→ **YOUR INSTRUCTIONS**: Every line from the one with "Give me the" through the end of the records below should be restated word for word, and nothing outside that span.

:: RECORDS FOR PROCESSING

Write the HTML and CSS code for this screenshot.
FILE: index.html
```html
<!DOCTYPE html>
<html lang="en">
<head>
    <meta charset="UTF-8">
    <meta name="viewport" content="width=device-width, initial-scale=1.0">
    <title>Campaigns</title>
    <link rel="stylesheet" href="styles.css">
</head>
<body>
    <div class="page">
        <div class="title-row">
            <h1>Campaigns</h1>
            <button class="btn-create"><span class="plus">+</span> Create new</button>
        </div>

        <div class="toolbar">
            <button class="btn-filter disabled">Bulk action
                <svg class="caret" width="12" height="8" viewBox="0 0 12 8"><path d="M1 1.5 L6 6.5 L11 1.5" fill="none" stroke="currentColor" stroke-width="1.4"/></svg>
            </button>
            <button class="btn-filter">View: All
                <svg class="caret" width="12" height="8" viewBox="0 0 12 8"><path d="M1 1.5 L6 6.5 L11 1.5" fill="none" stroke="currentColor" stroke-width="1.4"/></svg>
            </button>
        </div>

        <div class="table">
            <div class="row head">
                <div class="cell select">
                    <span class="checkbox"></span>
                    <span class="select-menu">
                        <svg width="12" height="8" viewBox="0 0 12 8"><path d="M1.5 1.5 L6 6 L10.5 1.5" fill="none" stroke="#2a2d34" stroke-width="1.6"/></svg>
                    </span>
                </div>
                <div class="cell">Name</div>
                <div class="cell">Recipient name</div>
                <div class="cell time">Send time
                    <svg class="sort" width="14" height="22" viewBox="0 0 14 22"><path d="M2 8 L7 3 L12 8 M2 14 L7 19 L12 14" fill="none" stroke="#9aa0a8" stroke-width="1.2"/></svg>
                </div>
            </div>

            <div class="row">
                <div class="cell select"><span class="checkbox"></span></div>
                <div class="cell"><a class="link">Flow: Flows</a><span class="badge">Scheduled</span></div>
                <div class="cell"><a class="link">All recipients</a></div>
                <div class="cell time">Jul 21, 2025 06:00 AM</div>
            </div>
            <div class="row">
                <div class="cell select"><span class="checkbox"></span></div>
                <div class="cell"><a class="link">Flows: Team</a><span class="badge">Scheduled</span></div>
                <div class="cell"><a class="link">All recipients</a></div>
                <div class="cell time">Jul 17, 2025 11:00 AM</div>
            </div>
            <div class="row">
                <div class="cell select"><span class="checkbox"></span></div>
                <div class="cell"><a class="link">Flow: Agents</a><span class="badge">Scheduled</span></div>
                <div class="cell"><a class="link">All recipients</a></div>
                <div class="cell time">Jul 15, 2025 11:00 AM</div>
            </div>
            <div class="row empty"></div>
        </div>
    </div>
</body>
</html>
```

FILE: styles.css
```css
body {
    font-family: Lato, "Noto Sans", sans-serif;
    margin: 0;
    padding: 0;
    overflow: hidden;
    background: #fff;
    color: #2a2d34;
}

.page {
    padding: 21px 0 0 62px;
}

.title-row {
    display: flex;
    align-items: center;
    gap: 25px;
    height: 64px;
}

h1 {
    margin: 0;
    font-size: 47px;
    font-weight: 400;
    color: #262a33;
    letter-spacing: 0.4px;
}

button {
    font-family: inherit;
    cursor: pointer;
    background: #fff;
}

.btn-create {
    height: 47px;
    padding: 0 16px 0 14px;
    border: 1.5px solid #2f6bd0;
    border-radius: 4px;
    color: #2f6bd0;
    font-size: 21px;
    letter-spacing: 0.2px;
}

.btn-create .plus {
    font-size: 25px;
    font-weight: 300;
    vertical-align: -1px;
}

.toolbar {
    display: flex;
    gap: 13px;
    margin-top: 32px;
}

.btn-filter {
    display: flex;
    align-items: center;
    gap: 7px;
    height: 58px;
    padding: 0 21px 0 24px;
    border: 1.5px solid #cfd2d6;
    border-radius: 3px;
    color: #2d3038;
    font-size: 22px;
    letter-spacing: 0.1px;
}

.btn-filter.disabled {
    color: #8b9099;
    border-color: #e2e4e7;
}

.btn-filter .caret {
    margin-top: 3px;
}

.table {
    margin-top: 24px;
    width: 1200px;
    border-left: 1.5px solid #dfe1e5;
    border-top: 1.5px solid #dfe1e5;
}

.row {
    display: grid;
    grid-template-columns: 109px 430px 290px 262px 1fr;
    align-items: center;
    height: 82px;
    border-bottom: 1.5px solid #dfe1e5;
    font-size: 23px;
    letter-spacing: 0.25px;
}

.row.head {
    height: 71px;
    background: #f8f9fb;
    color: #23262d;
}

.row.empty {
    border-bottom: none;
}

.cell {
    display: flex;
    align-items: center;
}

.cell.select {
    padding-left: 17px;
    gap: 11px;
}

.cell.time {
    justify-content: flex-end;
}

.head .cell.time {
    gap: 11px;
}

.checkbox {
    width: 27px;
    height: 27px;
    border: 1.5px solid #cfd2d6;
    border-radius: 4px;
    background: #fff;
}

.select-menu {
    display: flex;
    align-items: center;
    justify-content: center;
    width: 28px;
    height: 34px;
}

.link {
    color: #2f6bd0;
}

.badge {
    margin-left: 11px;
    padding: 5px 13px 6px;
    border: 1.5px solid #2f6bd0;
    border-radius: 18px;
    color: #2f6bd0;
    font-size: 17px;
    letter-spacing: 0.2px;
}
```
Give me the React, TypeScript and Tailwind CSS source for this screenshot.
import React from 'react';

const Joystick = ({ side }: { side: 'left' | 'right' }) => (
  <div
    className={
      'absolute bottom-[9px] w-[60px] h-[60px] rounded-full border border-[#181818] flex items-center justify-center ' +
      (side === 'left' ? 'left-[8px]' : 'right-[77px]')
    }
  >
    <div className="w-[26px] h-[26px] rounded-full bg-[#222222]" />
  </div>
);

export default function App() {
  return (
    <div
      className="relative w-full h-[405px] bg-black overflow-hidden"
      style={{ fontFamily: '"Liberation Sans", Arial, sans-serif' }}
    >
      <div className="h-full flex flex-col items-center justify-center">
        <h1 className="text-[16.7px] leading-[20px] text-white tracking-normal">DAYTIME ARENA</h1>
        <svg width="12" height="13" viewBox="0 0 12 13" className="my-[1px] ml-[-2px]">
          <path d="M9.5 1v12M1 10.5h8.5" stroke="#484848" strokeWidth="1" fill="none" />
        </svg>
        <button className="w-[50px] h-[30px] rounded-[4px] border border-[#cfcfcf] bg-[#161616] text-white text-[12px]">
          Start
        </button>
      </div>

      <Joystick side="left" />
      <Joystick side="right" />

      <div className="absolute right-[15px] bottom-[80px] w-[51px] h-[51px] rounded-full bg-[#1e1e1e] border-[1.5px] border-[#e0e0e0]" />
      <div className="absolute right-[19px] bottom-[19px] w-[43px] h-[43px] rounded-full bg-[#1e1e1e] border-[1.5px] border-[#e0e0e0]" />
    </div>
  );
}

::::

→ **SOLUTION TO THE EXERCISE**:
Give me the React, TypeScript and Tailwind CSS source for this screenshot.
import React from 'react';

const Joystick = ({ side }: { side: 'left' | 'right' }) => (
  <div
    className={
      'absolute bottom-[9px] w-[60px] h-[60px] rounded-full border border-[#181818] flex items-center justify-center ' +
      (side === 'left' ? 'left-[8px]' : 'right-[77px]')
    }
  >
    <div className="w-[26px] h-[26px] rounded-full bg-[#222222]" />
  </div>
);

export default function App() {
  return (
    <div
      className="relative w-full h-[405px] bg-black overflow-hidden"
      style={{ fontFamily: '"Liberation Sans", Arial, sans-serif' }}
    >
      <div className="h-full flex flex-col items-center justify-center">
        <h1 className="text-[16.7px] leading-[20px] text-white tracking-normal">DAYTIME ARENA</h1>
        <svg width="12" height="13" viewBox="0 0 12 13" className="my-[1px] ml-[-2px]">
          <path d="M9.5 1v12M1 10.5h8.5" stroke="#484848" strokeWidth="1" fill="none" />
        </svg>
        <button className="w-[50px] h-[30px] rounded-[4px] border border-[#cfcfcf] bg-[#161616] text-white text-[12px]">
          Start
        </button>
      </div>

      <Joystick side="left" />
      <Joystick side="right" />

      <div className="absolute right-[15px] bottom-[80px] w-[51px] h-[51px] rounded-full bg-[#1e1e1e] border-[1.5px] border-[#e0e0e0]" />
      <div className="absolute right-[19px] bottom-[19px] w-[43px] h-[43px] rounded-full bg-[#1e1e1e] border-[1.5px] border-[#e0e0e0]" />
    </div>
  );
}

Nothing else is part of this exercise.